A couple of hours later, the EU stepped back from the edge. A common negotiating framework was finally agreed, after Austria had been persuaded to step back in line. There followed further confusion, with the spokesman for the Turkish prime minister, Recep Tayyip Erdogan, having to dismiss reports that his country had accepted the draft. Finally, several hours after the ceremony had been due to take place, the Turks confirmed that they could indeed live with the document and that Mr Gul would be heading off to Luxembourg.
It appears that Austria's co-operation was bought by clearing the way for Croatia to open EU membership negotiations of its own. Croatia is an Austrian ally, and the government in Vienna had linked the Turkish issue with the Croats' stalled bid to start accession talks. The EU put its talks with Croatia on hold in March because, it said, the country's government was not co-operating fully with the United Nations war-crimes tribunal for the former Yugoslavia. But in a statement on Monday whose timing was almost certainly not coincidental, Carla del Ponte, the UN war-crimes prosecutor for the Balkans, announced that the Croats were, after all, doing everything they could to locate and arrest a key suspect, General Ante Gotovina.

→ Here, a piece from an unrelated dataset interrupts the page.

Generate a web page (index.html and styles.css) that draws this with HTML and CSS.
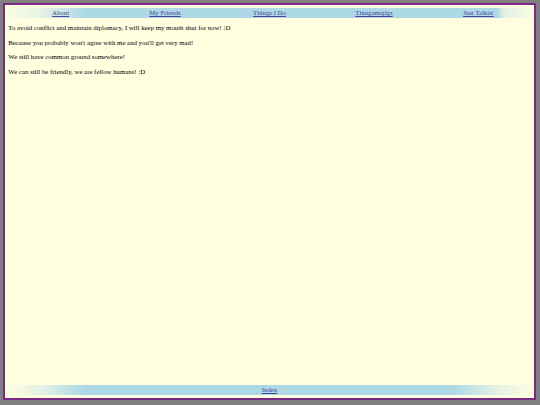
FILE: index.html
```html
<!DOCTYPE html>
<html>
<head>
<meta charset="utf-8">
<title>Diplomacy</title>
<link rel="stylesheet" href="styles.css">
</head>
<body>
<div class="frame">
  <nav class="nav">
    <a href="#">About</a>
    <a href="#">My Friends</a>
    <a href="#">Things I Do</a>
    <a href="#">Thingamajigs</a>
    <a href="#">Just Talkin'</a>
  </nav>
  <main class="main">
    <p>To avoid conflict and maintain diplomacy, I will keep my mouth shut for now! :D</p>
    <p>Because you probably won't agree with me and you'll get very mad!</p>
    <p>We still have common ground somewhere!</p>
    <p>We can still be friendly, we are fellow humans! :D</p>
  </main>
  <footer class="foot">
    <a href="#">Index</a>
  </footer>
</div>
</body>
</html>
```
FILE: styles.css
```css
html {
  background: #808080;
}
body {
  margin: 3px 4px 5px 3px;
  font-family: "Liberation Serif", "Times New Roman", serif;
  font-size: 6.8px;
  line-height: 1.15;
  color: #000;
}
.frame {
  box-sizing: border-box;
  height: calc(100vh - 8px);
  border: 2px solid #7a2a84;
  background: #ffffe0;
  padding: 3.3px;
  display: flex;
  flex-direction: column;
}
a {
  color: #4f4298;
  text-decoration: underline;
}
.nav {
  display: grid;
  grid-template-columns: repeat(5, 1fr);
  text-align: center;
  padding: 0.8px 0;
  background: linear-gradient(to right, #fbfde2 0, #e8f3e4 30px, #add8e6 78px, #add8e6 calc(100% - 34px), #e3f1e6 calc(100% - 27px), #f7fbe3 100%);
}
.main {
  flex: 1;
}
.main p {
  margin: 6.6px 0;
}
.foot {
  text-align: center;
  padding: 0.8px 0;
  background: linear-gradient(to right, #fbfde2 0, #e8f3e4 30px, #add8e6 78px, #add8e6 calc(100% - 78px), #e8f3e4 calc(100% - 30px), #fbfde2 100%);
}
```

Though Austria has been persuaded to drop its objection to Turkish membership of the EU, it takes over the Union's presidency in January (for six months) and may use its position to try to revive its idea of a partnership, instead of full membership. It is a view that plenty of others find appealing. Nicolas Sarkozy, a popular Gaullist who is well placed to win the French presidency in 2007, opposes Turkish membership. So does Angela Merkel, who is favourite to take Germany’s chancellorship following its recent elections, which ended in a hung parliament.
Overall, just 35% of EU citizens support Turkish membership, according to a recent poll by Eurobarometer.

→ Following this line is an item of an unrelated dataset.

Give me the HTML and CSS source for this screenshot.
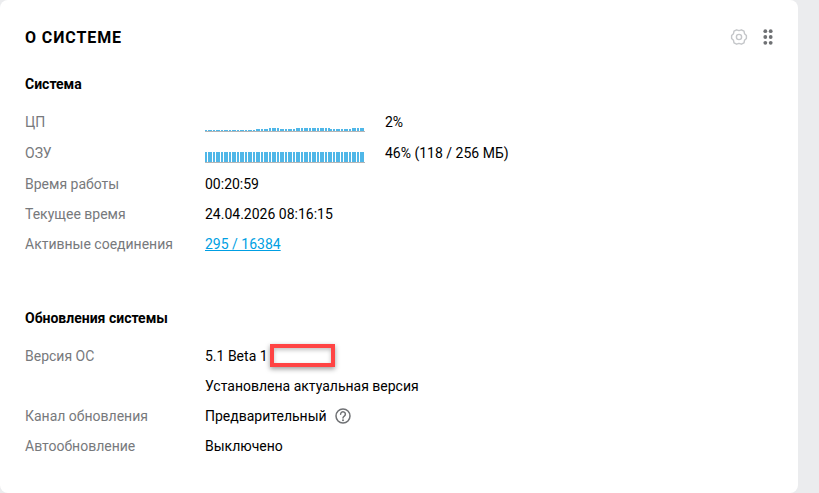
FILE: index.html
```html
<!DOCTYPE html>
<html lang="ru">
<head>
    <meta charset="UTF-8">
    <meta name="viewport" content="width=device-width, initial-scale=1.0">
    <title>О системе</title>
    <link rel="stylesheet" href="styles.css">
</head>
<body>
    <div class="card">
        <div class="card-header">
            <h2 class="card-title">О системе</h2>
            <div class="card-actions">
                <svg class="icon-gear" width="18" height="18" viewBox="0 0 18 18" fill="none" stroke="#c4c6c9" stroke-width="1.4" stroke-linejoin="round">
                    <polygon points="16.4,7.5 16.4,10.5 14.5,12.3 14,14.8 11.4,16.2 9,15.4 6.600,16.200 4,14.800 3.500,12.300 1.600,10.500 1.600,7.500 3.500,5.700 4,3.200 6.600,1.800 9,2.600 11.400,1.800 14,3.200 14.500,5.700"/>
                    <circle cx="9" cy="9" r="2.600"/>
                </svg>
                <svg class="icon-drag" width="10" height="16" viewBox="0 0 10 16" fill="#6f7174">
                    <circle cx="2.300" cy="2.200" r="1.900"/>
                    <circle cx="7.700" cy="2.200" r="1.900"/>
                    <circle cx="2.300" cy="8" r="1.900"/>
                    <circle cx="7.700" cy="8" r="1.900"/>
                    <circle cx="2.300" cy="13.800" r="1.900"/>
                    <circle cx="7.700" cy="13.800" r="1.900"/>
                </svg>
            </div>
        </div>

        <!-- Система -->
        <h3 class="section-title">Система</h3>
        <div class="info-row chart-row">
            <span class="info-label">ЦП</span>
            <div class="load">
                <svg class="load-chart" id="cpu-chart" width="160" height="14"></svg>
                <span>2%</span>
            </div>
        </div>
        <div class="info-row chart-row">
            <span class="info-label">ОЗУ</span>
            <div class="load">
                <svg class="load-chart" id="ram-chart" width="160" height="14"></svg>
                <span>46% (118 / 256 МБ)</span>
            </div>
        </div>
        <div class="info-row">
            <span class="info-label">Время работы</span>
            <span>00:20:59</span>
        </div>
        <div class="info-row">
            <span class="info-label">Текущее время</span>
            <span>24.04.2026 08:16:15</span>
        </div>
        <div class="info-row">
            <span class="info-label">Активные соединения</span>
            <a class="info-link" href="#">295 / 16384</a>
        </div>

        <!-- Обновления -->
        <h3 class="section-title updates">Обновления системы</h3>
        <div class="info-row">
            <span class="info-label">Версия ОС</span>
            <div class="version">
                <span>5.1 Beta 1</span>
                <span class="highlight"></span>
            </div>
        </div>
        <div class="info-row">
            <span class="info-label"></span>
            <span>Установлена актуальная версия</span>
        </div>
        <div class="info-row">
            <span class="info-label">Канал обновления</span>
            <div class="channel">
                <span>Предварительный</span>
                <svg width="16" height="16" viewBox="0 0 16 16" fill="none" stroke="#6f7174" stroke-width="1.500">
                    <circle cx="8" cy="8" r="7"/>
                    <path d="M5.600 6.200a2.400 2.400 0 1 1 3.700 2c-.9.600-1.300 1-1.300 1.800" stroke-linecap="round"/>
                    <circle cx="8" cy="12.200" r="1" fill="#6f7174" stroke="none"/>
                </svg>
            </div>
        </div>
        <div class="info-row">
            <span class="info-label">Автообновление</span>
            <span>Выключено</span>
        </div>
    </div>
    <script src="script.js"></script>
</body>
</html>
```

FILE: styles.css
```css
body {
    font-family: 'Roboto', sans-serif;
    font-size: 14px;
    background-color: #ebecee;
    color: #000000;
    margin: 0;
    height: 493px;
    overflow: hidden;
}

.card {
    box-sizing: border-box;
    width: 798px;
    height: 493px;
    background-color: #ffffff;
    border-radius: 8px;
    padding: 25px 25px 0;
}

.card-header {
    display: flex;
    justify-content: space-between;
    align-items: center;
    height: 24px;
    margin-bottom: 27px;
}

.card-title {
    font-size: 16px;
    font-weight: 700;
    letter-spacing: 0.9px;
    text-transform: uppercase;
    margin: 0;
}

.card-actions {
    display: flex;
    align-items: center;
    gap: 15px;
}

.section-title {
    font-size: 14px;
    font-weight: 700;
    line-height: 16px;
    margin: 0 0 15px;
}

.section-title.updates {
    margin-top: 51px;
    margin-bottom: 15px;
}

.info-row {
    display: flex;
    align-items: center;
    height: 30px;
}

.chart-row {
    box-sizing: border-box;
    height: 31px;
    padding-bottom: 1px;
}

.info-label {
    width: 180px;
    flex-shrink: 0;
    color: #77797c;
}

.load {
    display: flex;
    align-items: center;
    gap: 20px;
}

.load-chart {
    display: block;
    margin-top: 8px;
}

.info-link {
    color: #009fe3;
}

.version {
    display: flex;
    align-items: center;
}

.highlight {
    width: 57px;
    height: 15px;
    margin: -2px 0 0 2px;
    border: 4px solid #ff4444;
    box-shadow: 0 2px 5px rgba(0, 0, 0, 0.4), inset 0 2px 4px rgba(0, 0, 0, 0.25);
}

.channel {
    display: flex;
    align-items: center;
    gap: 8px;
}
```

FILE: script.js
```js
// Load history, one value per bar (px)
var BAR_COUNT = 60;
var BAR_STEP = 160 / BAR_COUNT;

var cpu = [];
for (var i = 0; i < BAR_COUNT; i++) {
    if (i < 19) cpu.push(1);
    else if (i < 24) cpu.push(2);
    else if (i < 28) cpu.push(3);
    else if (i < 34) cpu.push(2);
    else if (i < 47) cpu.push(3);
    else if (i < 55) cpu.push(2);
    else cpu.push(3);
}

var ram = [];
for (var j = 0; j < BAR_COUNT; j++) {
    ram.push(10);
}

function drawChart(id, values) {
    var svg = document.getElementById(id);
    var markup = '';
    values.forEach(function (h, n) {
        markup += '<rect x="' + Math.round(n * BAR_STEP) + '" y="' + (12 - h) + '" width="2" height="' + h + '" fill="#4fb7e8"/>';
    });
    markup += '<rect x="0" y="12" width="160" height="1" fill="#b5b5b5"/>';
    svg.innerHTML = markup;
}

drawChart('cpu-chart', cpu);
drawChart('ram-chart', ram);
```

Some supporters of Turkish membership say it will help to strengthen ties between the Christian and Muslim worlds. Others argue that failure to agree terms would have deepened the sense of crisis in Europe after the rejection of the EU's draft constitution by French and Dutch voters in May and June, and the continuing deadlock over the Union's budget. But many Europeans are queasy about the idea of taking in a non-Christian member with a large population (currently 72m), and of hordes of Turkish job-seekers overwhelming the EU's current members. It was precisely because Europe's national leaders had failed to take account of its citizens' concerns that the constitution was voted down, argue the sceptics; pushing ahead with entry talks for Turkey when the majority is clearly opposed shows how little those leaders have learnt from the summer debacle.
The suspicion is mutual
Turkey has doubts about the EU too. Indeed, it raised last-minute objections of its own on Monday, insisting on clarification of a clause in the draft negotiating framework that says Ankara may not block the accession of EU states to international organisations and treaties. Turkish nationalists and generals expressed concern that this might prevent Turkey, a member of NATO, blocking Cyprus, which remains divided into ethic Greek and ethnic Turkish republics, from joining the military alliance. Turkish fears were only eased after America's secretary of state, Condoleezza Rice, telephoned Mr Erdogan to assure him that the proposed negotiating framework had no relevance to NATO.
Indeed, now that the European club of nations has finally begun formal talks with Turkey, the focus may shift to the resistance among the Turks themselves to the legal, economic and cultural changes that the EU is demanding. To get this far, Turkey has taken such dramatic steps as abolishing the death penalty, accepting Kurdish as a language in schools, scrapping state security courts, revising the penal code and tightening civilian control over the army. Yet it still has a lot to do on rights, democracy and more before getting in. It must adopt over 80,000 pages of EU law, divided into 35 so-called “chapters”. All 25 EU members must agree that Turkey has met every condition in each chapter for that bit of the negotiation to be closed. In other words, anyone can hold up talks at any time. The Greek-Cypriot president, Tassos Papadopoulos, has assured his voters that he has scores of vetoes up his sleeve. After this week's agreement, France's President Jacques Chirac said Turkey needed a “cultural revolution” to get in.
This seemingly never-ending list of required reforms irks Turkish nationalists, whose influence has been growing since June 2004, when the outlawed Kurdistan Workers’ Party (PKK) ended a five-year truce. A recent poll shows the jingoistic Nationalist Action Party, which failed to enter parliament in the 2002 elections, would gain seats today. And Mr Erdogan's foes in the army fear that rapprochement with Europe will reduce their power—and see in Turkey’s internal conflicts a chance to restore that influence. But solving the Kurdish problem requires more democracy, not repression, the prime minister insists. People close to Mr Erdogan say he has pinned his political fortunes on further reforms, with or without the EU. “He can’t compete on nationalism with the ultra-nationalists, so it’s in his interest to keep on reforming,” says a western diplomat.
Another challenge, in his dealings both with sceptical Europeans and his own voters, is to honour his claim to be giving Turkey its first clean government. Charges of irregularity in the sale of shares in the state refinery, Tupras—and also in a tender for the operation of Istanbul’s Galata port—have weakened that claim. Unless he deals with sleaze, Mr Erdogan may lose the trust of his own citizens and his European partners. That would be a pity, when the prime minister has risked so much for Turkey’s European future.